Exercise description
Give all the lines below again, exactly, with no pictures.

Provided material
>> BEGIN

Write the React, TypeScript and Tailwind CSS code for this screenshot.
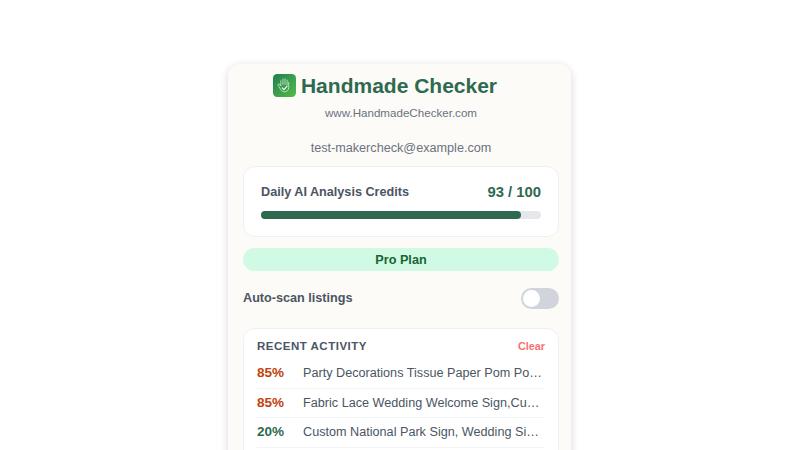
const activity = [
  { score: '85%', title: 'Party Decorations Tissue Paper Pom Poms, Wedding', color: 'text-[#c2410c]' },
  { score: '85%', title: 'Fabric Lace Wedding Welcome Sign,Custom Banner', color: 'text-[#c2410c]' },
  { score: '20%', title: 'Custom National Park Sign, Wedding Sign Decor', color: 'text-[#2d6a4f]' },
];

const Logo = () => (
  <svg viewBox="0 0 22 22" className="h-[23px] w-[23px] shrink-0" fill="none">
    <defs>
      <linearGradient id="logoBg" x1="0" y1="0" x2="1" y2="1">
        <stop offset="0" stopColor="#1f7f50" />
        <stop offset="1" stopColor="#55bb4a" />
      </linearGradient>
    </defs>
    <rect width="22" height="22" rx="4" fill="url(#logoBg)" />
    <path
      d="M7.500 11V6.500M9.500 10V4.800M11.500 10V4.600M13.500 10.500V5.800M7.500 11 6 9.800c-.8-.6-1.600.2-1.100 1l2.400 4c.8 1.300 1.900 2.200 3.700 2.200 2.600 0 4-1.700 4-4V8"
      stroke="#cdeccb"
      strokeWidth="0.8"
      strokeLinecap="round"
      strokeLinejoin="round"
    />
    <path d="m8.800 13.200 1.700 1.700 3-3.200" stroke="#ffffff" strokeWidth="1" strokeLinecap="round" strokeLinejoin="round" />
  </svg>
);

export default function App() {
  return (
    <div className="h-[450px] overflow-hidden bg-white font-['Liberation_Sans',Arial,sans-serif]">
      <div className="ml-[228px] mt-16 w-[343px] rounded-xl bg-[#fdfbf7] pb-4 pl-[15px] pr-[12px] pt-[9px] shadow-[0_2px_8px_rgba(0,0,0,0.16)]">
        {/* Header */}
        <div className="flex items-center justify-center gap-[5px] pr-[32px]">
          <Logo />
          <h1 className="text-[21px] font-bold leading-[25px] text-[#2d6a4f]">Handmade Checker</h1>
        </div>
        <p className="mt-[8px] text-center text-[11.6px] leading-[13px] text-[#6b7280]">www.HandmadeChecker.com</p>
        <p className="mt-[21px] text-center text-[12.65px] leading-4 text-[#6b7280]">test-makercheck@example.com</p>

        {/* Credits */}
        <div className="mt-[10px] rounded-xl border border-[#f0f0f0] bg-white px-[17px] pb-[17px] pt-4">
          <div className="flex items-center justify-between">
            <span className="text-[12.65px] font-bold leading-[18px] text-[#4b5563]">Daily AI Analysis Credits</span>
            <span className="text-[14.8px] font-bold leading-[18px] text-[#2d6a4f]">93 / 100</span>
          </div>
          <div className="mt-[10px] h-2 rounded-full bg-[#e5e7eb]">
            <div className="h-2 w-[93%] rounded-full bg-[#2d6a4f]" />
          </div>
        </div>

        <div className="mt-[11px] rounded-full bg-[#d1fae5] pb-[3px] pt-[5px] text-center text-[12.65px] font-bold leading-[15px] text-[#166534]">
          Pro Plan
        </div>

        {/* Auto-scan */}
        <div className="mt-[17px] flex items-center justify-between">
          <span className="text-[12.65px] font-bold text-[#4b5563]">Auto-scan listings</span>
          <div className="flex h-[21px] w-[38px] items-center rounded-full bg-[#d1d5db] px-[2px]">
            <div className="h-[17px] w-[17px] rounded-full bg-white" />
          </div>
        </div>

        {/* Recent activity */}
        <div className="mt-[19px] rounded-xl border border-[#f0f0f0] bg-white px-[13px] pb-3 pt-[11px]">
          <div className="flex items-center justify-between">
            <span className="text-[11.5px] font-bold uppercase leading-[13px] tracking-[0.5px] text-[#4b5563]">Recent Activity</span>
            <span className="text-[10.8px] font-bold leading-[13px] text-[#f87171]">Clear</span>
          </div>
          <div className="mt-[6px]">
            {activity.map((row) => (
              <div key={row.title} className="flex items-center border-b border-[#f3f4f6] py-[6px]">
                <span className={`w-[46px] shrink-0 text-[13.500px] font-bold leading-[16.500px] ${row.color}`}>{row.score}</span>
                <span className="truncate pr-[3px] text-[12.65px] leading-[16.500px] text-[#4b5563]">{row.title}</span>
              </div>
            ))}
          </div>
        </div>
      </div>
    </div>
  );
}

>> END

Reply to the exercise
Write the React, TypeScript and Tailwind CSS code for this screenshot.
const activity = [
  { score: '85%', title: 'Party Decorations Tissue Paper Pom Poms, Wedding', color: 'text-[#c2410c]' },
  { score: '85%', title: 'Fabric Lace Wedding Welcome Sign,Custom Banner', color: 'text-[#c2410c]' },
  { score: '20%', title: 'Custom National Park Sign, Wedding Sign Decor', color: 'text-[#2d6a4f]' },
];

const Logo = () => (
  <svg viewBox="0 0 22 22" className="h-[23px] w-[23px] shrink-0" fill="none">
    <defs>
      <linearGradient id="logoBg" x1="0" y1="0" x2="1" y2="1">
        <stop offset="0" stopColor="#1f7f50" />
        <stop offset="1" stopColor="#55bb4a" />
      </linearGradient>
    </defs>
    <rect width="22" height="22" rx="4" fill="url(#logoBg)" />
    <path
      d="M7.500 11V6.500M9.500 10V4.800M11.500 10V4.600M13.500 10.500V5.800M7.500 11 6 9.800c-.8-.6-1.600.2-1.100 1l2.400 4c.8 1.300 1.900 2.200 3.700 2.200 2.600 0 4-1.700 4-4V8"
      stroke="#cdeccb"
      strokeWidth="0.8"
      strokeLinecap="round"
      strokeLinejoin="round"
    />
    <path d="m8.800 13.200 1.700 1.700 3-3.200" stroke="#ffffff" strokeWidth="1" strokeLinecap="round" strokeLinejoin="round" />
  </svg>
);

export default function App() {
  return (
    <div className="h-[450px] overflow-hidden bg-white font-['Liberation_Sans',Arial,sans-serif]">
      <div className="ml-[228px] mt-16 w-[343px] rounded-xl bg-[#fdfbf7] pb-4 pl-[15px] pr-[12px] pt-[9px] shadow-[0_2px_8px_rgba(0,0,0,0.16)]">
        {/* Header */}
        <div className="flex items-center justify-center gap-[5px] pr-[32px]">
          <Logo />
          <h1 className="text-[21px] font-bold leading-[25px] text-[#2d6a4f]">Handmade Checker</h1>
        </div>
        <p className="mt-[8px] text-center text-[11.6px] leading-[13px] text-[#6b7280]">www.HandmadeChecker.com</p>
        <p className="mt-[21px] text-center text-[12.65px] leading-4 text-[#6b7280]">test-makercheck@example.com</p>

        {/* Credits */}
        <div className="mt-[10px] rounded-xl border border-[#f0f0f0] bg-white px-[17px] pb-[17px] pt-4">
          <div className="flex items-center justify-between">
            <span className="text-[12.65px] font-bold leading-[18px] text-[#4b5563]">Daily AI Analysis Credits</span>
            <span className="text-[14.8px] font-bold leading-[18px] text-[#2d6a4f]">93 / 100</span>
          </div>
          <div className="mt-[10px] h-2 rounded-full bg-[#e5e7eb]">
            <div className="h-2 w-[93%] rounded-full bg-[#2d6a4f]" />
          </div>
        </div>

        <div className="mt-[11px] rounded-full bg-[#d1fae5] pb-[3px] pt-[5px] text-center text-[12.65px] font-bold leading-[15px] text-[#166534]">
          Pro Plan
        </div>

        {/* Auto-scan */}
        <div className="mt-[17px] flex items-center justify-between">
          <span className="text-[12.65px] font-bold text-[#4b5563]">Auto-scan listings</span>
          <div className="flex h-[21px] w-[38px] items-center rounded-full bg-[#d1d5db] px-[2px]">
            <div className="h-[17px] w-[17px] rounded-full bg-white" />
          </div>
        </div>

        {/* Recent activity */}
        <div className="mt-[19px] rounded-xl border border-[#f0f0f0] bg-white px-[13px] pb-3 pt-[11px]">
          <div className="flex items-center justify-between">
            <span className="text-[11.5px] font-bold uppercase leading-[13px] tracking-[0.5px] text-[#4b5563]">Recent Activity</span>
            <span className="text-[10.8px] font-bold leading-[13px] text-[#f87171]">Clear</span>
          </div>
          <div className="mt-[6px]">
            {activity.map((row) => (
              <div key={row.title} className="flex items-center border-b border-[#f3f4f6] py-[6px]">
                <span className={`w-[46px] shrink-0 text-[13.500px] font-bold leading-[16.500px] ${row.color}`}>{row.score}</span>
                <span className="truncate pr-[3px] text-[12.65px] leading-[16.500px] text-[#4b5563]">{row.title}</span>
              </div>
            ))}
          </div>
        </div>
      </div>
    </div>
  );
}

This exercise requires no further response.